Fourteen teams have outscored them including Bournemouth and newly-promoted Luton Town with Erik ten Hag admitting he wanted to bring in a striker during the January transfer window.
Anthony Martial has been sidelined for three months and he will need to be innovative if he is deal with this crisis.
The Red Devils were linked with loan moves for the likes of Karim Benzema, Eric Maxim Choupo-Moting but things did not work out in the end.
Haller was offered
Intermediaries offered Moise Kean to the club and HITC Football have now revealed that Borussia Dortmund striker Sebastian Haller was also offered to the English giants.
“Manchester United were offered the chance to sign former West Ham United striker Sebastien Haller in the January transfer window, HITC Football understands.
“Sources have told HITC Football that intermediaries offered Sebastien Haller to big Premier League clubs late in the window.
“Manchester United, Chelsea and Newcastle United all were approached, but the intermediaries did not hear back from them.”
Wolverhampton Wanderers, Fulham also reportedly tried to land the 6ft 3in hitman on deadline day but could not agree a move.
The Ivory Coast international has struggled for the German club this season but was a favourite of Ten Hag during his Ajax days.
Why Haller was rejected
After battling testicular cancer, the former West Ham returned to playing action in January last year and managed nine goals and five assists from 18 starts across all competitions.
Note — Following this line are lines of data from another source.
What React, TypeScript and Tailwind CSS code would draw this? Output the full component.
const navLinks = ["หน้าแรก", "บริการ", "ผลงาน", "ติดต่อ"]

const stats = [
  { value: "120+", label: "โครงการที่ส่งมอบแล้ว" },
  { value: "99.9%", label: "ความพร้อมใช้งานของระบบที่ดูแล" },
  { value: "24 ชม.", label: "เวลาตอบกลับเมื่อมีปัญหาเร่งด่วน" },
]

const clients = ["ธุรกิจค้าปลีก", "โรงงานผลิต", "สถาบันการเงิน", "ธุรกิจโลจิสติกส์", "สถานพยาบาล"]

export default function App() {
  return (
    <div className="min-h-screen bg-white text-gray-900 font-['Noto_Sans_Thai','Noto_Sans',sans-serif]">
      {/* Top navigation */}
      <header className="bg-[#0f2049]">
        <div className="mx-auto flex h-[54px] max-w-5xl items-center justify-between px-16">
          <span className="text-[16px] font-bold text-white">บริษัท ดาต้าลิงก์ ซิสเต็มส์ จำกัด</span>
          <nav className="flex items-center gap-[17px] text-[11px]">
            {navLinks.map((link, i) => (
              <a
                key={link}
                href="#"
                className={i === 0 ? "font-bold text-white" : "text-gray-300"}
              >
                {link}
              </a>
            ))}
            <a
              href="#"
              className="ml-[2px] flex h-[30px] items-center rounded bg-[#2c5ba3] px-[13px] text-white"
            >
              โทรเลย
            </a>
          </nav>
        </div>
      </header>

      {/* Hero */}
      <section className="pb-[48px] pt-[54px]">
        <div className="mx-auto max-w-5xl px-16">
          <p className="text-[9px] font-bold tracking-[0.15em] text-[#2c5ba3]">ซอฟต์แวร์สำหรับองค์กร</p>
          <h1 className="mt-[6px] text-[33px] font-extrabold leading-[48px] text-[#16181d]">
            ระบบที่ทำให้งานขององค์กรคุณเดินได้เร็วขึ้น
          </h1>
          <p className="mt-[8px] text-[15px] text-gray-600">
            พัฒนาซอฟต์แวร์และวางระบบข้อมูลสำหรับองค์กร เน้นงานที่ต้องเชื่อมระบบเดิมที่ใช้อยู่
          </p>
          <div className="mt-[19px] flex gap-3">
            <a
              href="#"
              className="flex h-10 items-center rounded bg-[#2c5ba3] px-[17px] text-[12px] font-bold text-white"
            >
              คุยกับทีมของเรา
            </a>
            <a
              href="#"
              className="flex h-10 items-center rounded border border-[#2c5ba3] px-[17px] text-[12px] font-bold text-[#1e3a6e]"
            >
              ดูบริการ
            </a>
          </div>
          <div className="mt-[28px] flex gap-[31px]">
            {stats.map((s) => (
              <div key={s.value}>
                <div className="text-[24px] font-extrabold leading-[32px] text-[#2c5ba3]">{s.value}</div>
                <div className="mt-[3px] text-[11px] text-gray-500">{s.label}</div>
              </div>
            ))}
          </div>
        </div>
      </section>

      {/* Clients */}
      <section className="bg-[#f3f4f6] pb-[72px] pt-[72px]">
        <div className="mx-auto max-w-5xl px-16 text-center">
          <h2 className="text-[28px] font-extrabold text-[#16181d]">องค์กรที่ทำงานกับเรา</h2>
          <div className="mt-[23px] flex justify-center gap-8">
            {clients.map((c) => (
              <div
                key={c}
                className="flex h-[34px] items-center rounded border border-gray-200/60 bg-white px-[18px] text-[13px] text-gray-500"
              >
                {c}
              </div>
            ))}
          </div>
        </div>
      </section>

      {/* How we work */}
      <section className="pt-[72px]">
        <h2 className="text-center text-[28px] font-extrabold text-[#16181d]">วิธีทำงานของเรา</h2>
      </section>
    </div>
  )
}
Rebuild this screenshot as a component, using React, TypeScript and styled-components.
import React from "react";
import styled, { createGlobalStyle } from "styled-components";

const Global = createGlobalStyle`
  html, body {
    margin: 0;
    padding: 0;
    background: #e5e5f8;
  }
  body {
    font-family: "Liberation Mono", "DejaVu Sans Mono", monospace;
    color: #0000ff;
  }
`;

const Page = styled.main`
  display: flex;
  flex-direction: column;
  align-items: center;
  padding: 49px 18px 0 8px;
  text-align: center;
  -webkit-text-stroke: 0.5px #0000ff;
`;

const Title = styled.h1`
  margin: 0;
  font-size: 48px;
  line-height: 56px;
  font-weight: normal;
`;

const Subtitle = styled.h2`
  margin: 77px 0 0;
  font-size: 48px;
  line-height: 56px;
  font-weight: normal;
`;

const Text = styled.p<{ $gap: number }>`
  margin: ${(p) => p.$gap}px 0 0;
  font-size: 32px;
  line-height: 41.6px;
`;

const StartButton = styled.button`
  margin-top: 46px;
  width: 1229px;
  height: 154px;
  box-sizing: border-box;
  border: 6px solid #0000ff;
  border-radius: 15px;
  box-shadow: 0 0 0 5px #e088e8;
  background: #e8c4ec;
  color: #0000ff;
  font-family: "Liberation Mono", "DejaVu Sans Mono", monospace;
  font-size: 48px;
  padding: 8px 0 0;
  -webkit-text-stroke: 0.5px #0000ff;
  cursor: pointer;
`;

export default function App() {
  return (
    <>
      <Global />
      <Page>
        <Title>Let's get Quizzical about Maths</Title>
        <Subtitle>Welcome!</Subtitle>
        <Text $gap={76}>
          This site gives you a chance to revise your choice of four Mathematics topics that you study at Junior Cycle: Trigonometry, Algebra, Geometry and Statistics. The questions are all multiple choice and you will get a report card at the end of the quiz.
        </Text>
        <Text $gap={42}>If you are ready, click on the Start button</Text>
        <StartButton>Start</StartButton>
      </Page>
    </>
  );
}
But this term, Haller has found chances hard to come by, scoring twice in the DFB-Pokal but not in the league so far.
This may have played a part as even though Dortmund were open to a loan exit, Ten Hag decided against bringing another former protege to Old Trafford who he had described as “phenomenal” with the club battling FFP concerns.
The manager’s Eredivisie recruits have not quite worked out and new minority stakeholders INEOS have plans to move away from that approach.